Mr. Dowd may have meant to say "…that's going to advantage our side…", and substituted advantageous for advantage. If so, this is an unusual kind of speech error. As Karen Emmorey and Victoria Fromkin, put it ("The mental lexicon", in Newmeyer, Ed., Linguistics: The Cambridge Survey – Volume 3, 1989):

Speech errors provide evidence that words may be organized by, or at least specified for, their lexical category, since word exchanges almost always occur between words with the same lexical category (Fromkin 1971; Garrett 1980).

And according to Trevor Harley and Siobhan MacAndrew, "Constraints Upon Word Substitution Speech Errors", Journal of Psycholinguistic Research, 2001:

Previous research has shown that there is an overwhelming tendency for the intruding item to be from the same syntactic category as the target it replaces (Butterworth, 1982; del Viso  et al., 1991; Garrett, 1980).

In their collection of 1,028 word-substitution errors, this syntactic category effect was observed 98% of the time.

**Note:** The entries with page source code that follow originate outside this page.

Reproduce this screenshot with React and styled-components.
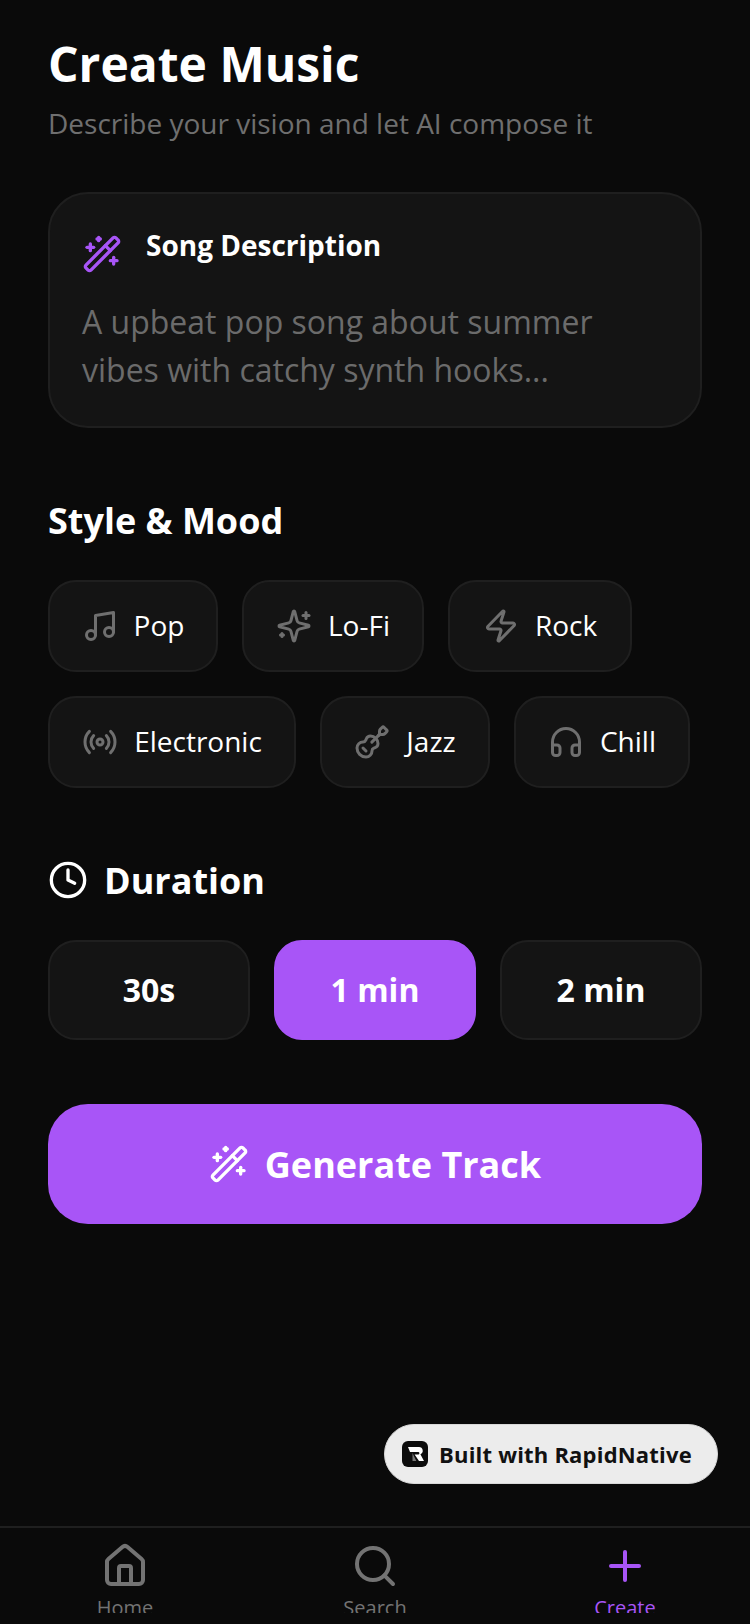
import React from "react";
import styled, { createGlobalStyle } from "styled-components";
import {
  Clock,
  Guitar,
  Headphones,
  House,
  Music,
  Plus,
  Radio,
  Search,
  WandSparkles,
  Zap,
} from "lucide-react";

const PURPLE = "#a855f7";

const GlobalStyle = createGlobalStyle`
  html, body { margin: 0; padding: 0; background: #0a0a0a; }
  * { box-sizing: border-box; }
  body { font-family: "Open Sans", "Noto Sans", sans-serif; }
`;

const Screen = styled.div`
  position: relative;
  width: 750px;
  height: 1624px;
  display: flex;
  flex-direction: column;
  background: #0a0a0a;
  overflow: hidden;
`;

const Main = styled.main`
  flex: 1;
  padding: 32px 48px 0;
`;

const Title = styled.h1`
  margin: 0;
  font-size: 48px;
  line-height: 64px;
  font-weight: 700;
  color: #fff;
`;

const Subtitle = styled.p`
  margin: 7px 0 0;
  font-size: 28px;
  line-height: 40px;
  color: #6f6f6f;
`;

const Card = styled.section`
  margin-top: 49px;
  height: 236px;
  padding: 32px;
  border: 2px solid #1f1f1f;
  border-radius: 40px;
  background: #141414;
`;

const CardHeader = styled.div`
  display: flex;
  align-items: flex-start;
  gap: 24px;
  color: ${PURPLE};
`;

const CardIcon = styled(WandSparkles)`
  margin-top: 8px;
  flex-shrink: 0;
`;

const CardLabel = styled.span`
  font-size: 28px;
  line-height: 38px;
  font-weight: 700;
  color: #fff;
`;

const Placeholder = styled.p`
  margin: 24px 0 0;
  font-size: 32px;
  line-height: 48px;
  color: #6b6b6b;
`;

const SectionTitle = styled.h2`
  display: flex;
  align-items: center;
  gap: 16px;
  margin: ${(p) => p.$top}px 0 0;
  font-size: 36px;
  line-height: 48px;
  font-weight: 700;
  color: #fff;
  svg { margin-top: -2px; }
`;

const Pills = styled.div`
  display: flex;
  flex-wrap: wrap;
  gap: 24px;
  margin-top: 35px;
`;

const Pill = styled.button`
  display: flex;
  align-items: center;
  justify-content: center;
  gap: 16px;
  width: ${(p) => p.$width}px;
  height: 92px;
  padding: 0;
  border: 2px solid #1f1f1f;
  border-radius: 28px;
  background: #141414;
  font: inherit;
  font-size: 28px;
  color: #fff;
  svg { color: #6f6f6f; flex-shrink: 0; }
  span { margin-top: -2px; }
`;

const Durations = styled.div`
  display: grid;
  grid-template-columns: repeat(3, 1fr);
  gap: 24px;
  margin-top: 35px;
`;

const DurationButton = styled.button`
  height: 100px;
  padding: 0 0 2px;
  border: 2px solid ${(p) => (p.$active ? PURPLE : "#1f1f1f")};
  border-radius: 28px;
  background: ${(p) => (p.$active ? PURPLE : "#141414")};
  font: inherit;
  font-size: 32px;
  font-weight: 700;
  color: #fff;
`;

const GenerateButton = styled.button`
  display: flex;
  align-items: center;
  justify-content: center;
  gap: 16px;
  width: 100%;
  height: 120px;
  margin-top: 64px;
  border: 0;
  border-radius: 40px;
  background: ${PURPLE};
  font: inherit;
  font-size: 36px;
  font-weight: 700;
  color: #fff;
`;

const Badge = styled.div`
  position: absolute;
  left: 384px;
  top: 1424px;
  display: flex;
  align-items: center;
  gap: 11px;
  width: 334px;
  height: 60px;
  padding: 0 17px;
  border: 1px solid #d8d8d8;
  border-radius: 30px;
  background: #ececec;
  font-size: 22px;
  letter-spacing: 0.2px;
  font-weight: 700;
  white-space: nowrap;
  color: #111;
  svg { flex-shrink: 0; }
  span { margin-top: -1px; }
`;

const TabBar = styled.nav`
  display: grid;
  grid-template-columns: repeat(3, 1fr);
  height: 98px;
  border-top: 2px solid #1f1f1f;
  background: #0a0a0a;
`;

const Tab = styled.div`
  display: flex;
  flex-direction: column;
  align-items: center;
  height: 85px;
  padding-top: 14px;
  overflow: hidden;
  color: ${(p) => (p.$active ? PURPLE : "#737373")};
  svg { flex-shrink: 0; }
`;

const TabLabel = styled.span`
  margin-top: 4px;
  font-size: 20px;
  line-height: 28px;
  flex-shrink: 0;
`;

function BadgeLogo() {
  return (
    <svg width="26" height="26" viewBox="0 0 26 26">
      <rect width="26" height="26" rx="6" fill="#0c0c0c" />
      <path d="M6 6h11a3.8 3.8 0 0 1 1.4 7.3L22 20h-5l-4.4-6.6h3.6a1.2 1.2 0 0 0 0-2.4H8z" fill="#fff" />
      <path d="M10.5 12l3.8 8H10.5z" fill="#777" />
    </svg>
  );
}

// the star with a small plus at each corner, lucide's Sparkles changed shape since
function LoFiSparkles({ size, strokeWidth }) {
  return (
    <svg
      width={size}
      height={size}
      viewBox="0 0 24 24"
      fill="none"
      stroke="currentColor"
      strokeWidth={strokeWidth}
      strokeLinecap="round"
      strokeLinejoin="round"
    >
      <path d="M9.937 15.5A2 2 0 0 0 8.5 14.063l-6.135-1.582a.5.5 0 0 1 0-.962L8.5 9.936A2 2 0 0 0 9.937 8.5l1.582-6.135a.5.5 0 0 1 .963 0L14.063 8.5A2 2 0 0 0 15.5 9.937l6.135 1.581a.5.5 0 0 1 0 .964L15.5 14.063a2 2 0 0 0-1.437 1.437l-1.582 6.135a.5.5 0 0 1-.963 0z" />
      <path d="M20 3v4" />
      <path d="M22 5h-4" />
      <path d="M4 17v2" />
      <path d="M5 18H3" />
    </svg>
  );
}

const STYLES = [
  { label: "Pop", icon: Music, width: 170 },
  { label: "Lo-Fi", icon: LoFiSparkles, width: 182 },
  { label: "Rock", icon: Zap, width: 184 },
  { label: "Electronic", icon: Radio, width: 248 },
  { label: "Jazz", icon: Guitar, width: 170 },
  { label: "Chill", icon: Headphones, width: 176 },
];

const DURATIONS = ["30s", "1 min", "2 min"];

const TABS = [
  { label: "Home", icon: House },
  { label: "Search", icon: Search },
  { label: "Create", icon: Plus, active: true },
];

export default function App() {
  return (
    <Screen>
      <GlobalStyle />
      <Main>
        <Title>Create Music</Title>
        <Subtitle>Describe your vision and let AI compose it</Subtitle>

        <Card>
          <CardHeader>
            <CardIcon size={40} strokeWidth={2} />
            <CardLabel>Song Description</CardLabel>
          </CardHeader>
          <Placeholder>
            A upbeat pop song about summer
            <br />
            vibes with catchy synth hooks...
          </Placeholder>
        </Card>

        <SectionTitle $top={69}>Style &amp; Mood</SectionTitle>
        <Pills>
          {STYLES.map(({ label, icon: Icon, width }) => (
            <Pill key={label} $width={width}>
              <Icon size={36} strokeWidth={2} />
              <span>{label}</span>
            </Pill>
          ))}
        </Pills>

        <SectionTitle $top={69}>
          <Clock size={40} strokeWidth={2} />
          Duration
        </SectionTitle>
        <Durations>
          {DURATIONS.map((d) => (
            <DurationButton key={d} $active={d === "1 min"}>
              {d}
            </DurationButton>
          ))}
        </Durations>

        <GenerateButton>
          <WandSparkles size={40} strokeWidth={2} />
          Generate Track
        </GenerateButton>
      </Main>

      <Badge>
        <BadgeLogo />
        <span>Built with RapidNative</span>
      </Badge>

      <TabBar>
        {TABS.map(({ label, icon: Icon, active }) => (
          <Tab key={label} $active={active}>
            <Icon size={48} strokeWidth={2} />
            <TabLabel>{label}</TabLabel>
          </Tab>
        ))}
      </TabBar>
    </Screen>
  );
}
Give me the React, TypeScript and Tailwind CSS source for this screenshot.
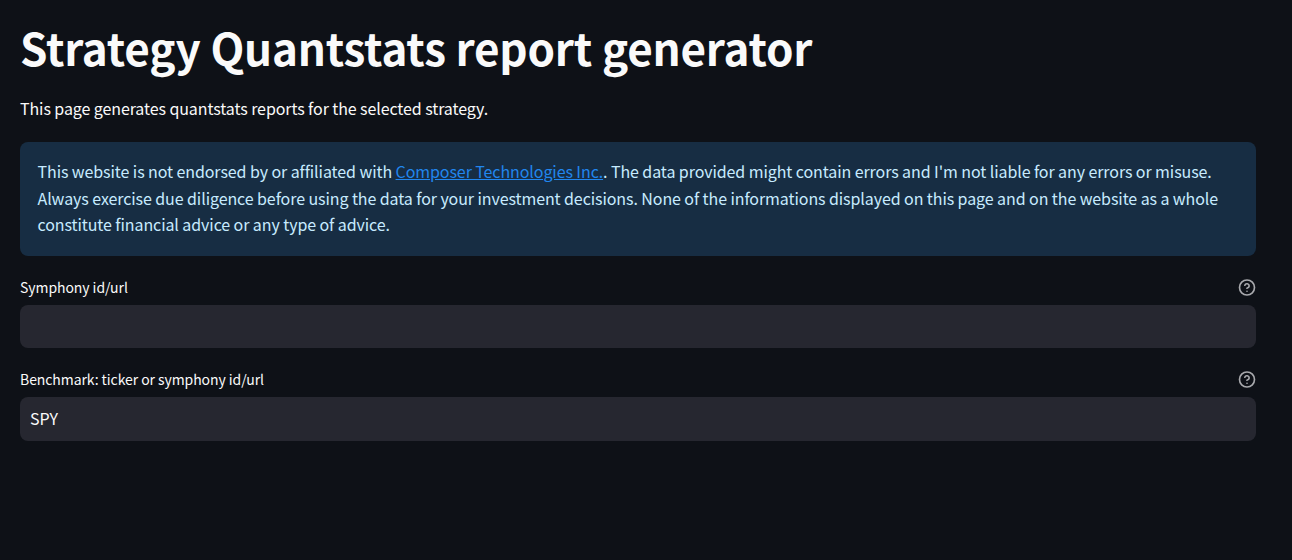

On the other hand, Mr. Dowd may have meant to say "… that's going to be advantageous to/for our side…", and left out the "be" and the "to/for". That would be an even more unusual kind of speech error — I couldn't find a study of the characteristics of errors involving multiple omissions of function words (though I'm not a speech-error expert, and a reader may be able to point us to research on the subject).

In any case, this particular error was striking enough for two readers to have sent me links to it.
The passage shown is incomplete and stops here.